Deleting it in the camera, or in Gallery, doesn’t delete it from DB

You have to use Google Drive or possibly also OneDrive will work. With Google Drive you can delete on the phone and it will be deleted all over, at any device and vice versa. All my photos are uploaded to both google drive and onedrive (don’t actually remember why I also use OneDrive…) I can’t see anything useful with DB, other than perhaps shearing, but why would you share photos indiscriminately?

The elephant is the circulation
ENVA ENOP ENMO, Norway

That’s more than likely true. Why should they care about free apps?

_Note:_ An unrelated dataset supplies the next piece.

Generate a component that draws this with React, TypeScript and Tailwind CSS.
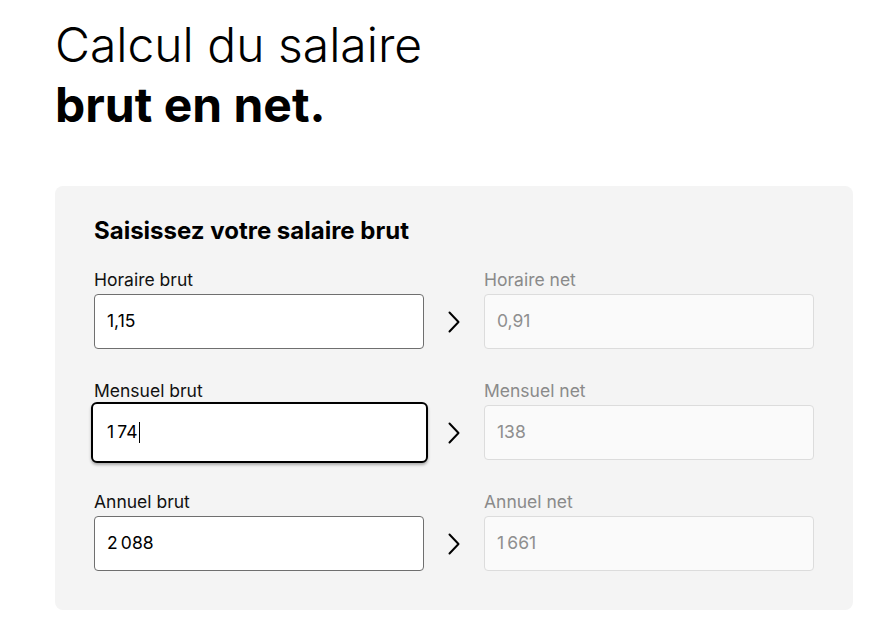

I can report one very positive experience. Last night I tried to buy Tomtom GO (the new seemingly worldwide one, with an “interesting” price structure of 50 free miles per month, or £35 per 3 years for unlimited ) The purchase (paypal payment) kept failing with “suspicious transaction”. I recall having this before on the Samsung tablet and somehow solved it on that. Anyway, reinventing the wheel is the world’s second oldest occupation and this issue is all over the internet, and some googling turned up this site with the 855… US phone number. So I called it (VOIP, $0.01/minute, on my Nokia) not expecting anything, but I got right through to an extremely pleasant and helpful lady at google who knew “everything”, worked through it “with her team”, and sorted it out. Almost no rubbish was asked for from me (a UK firm would have wanted my father’s middle name etc) because it was obvious who I was from the context. A rare positive experience on the internet, and it’s interesting that google have obviously made a policy decision to offer a level of customer service which nobody else I know gets anywhere near. And this is supporting a “free” program (Android, with its cheap apps), not paying advertisers (like me at work, £600/month, and yes we get a good phone number from google for that one, as one would expect).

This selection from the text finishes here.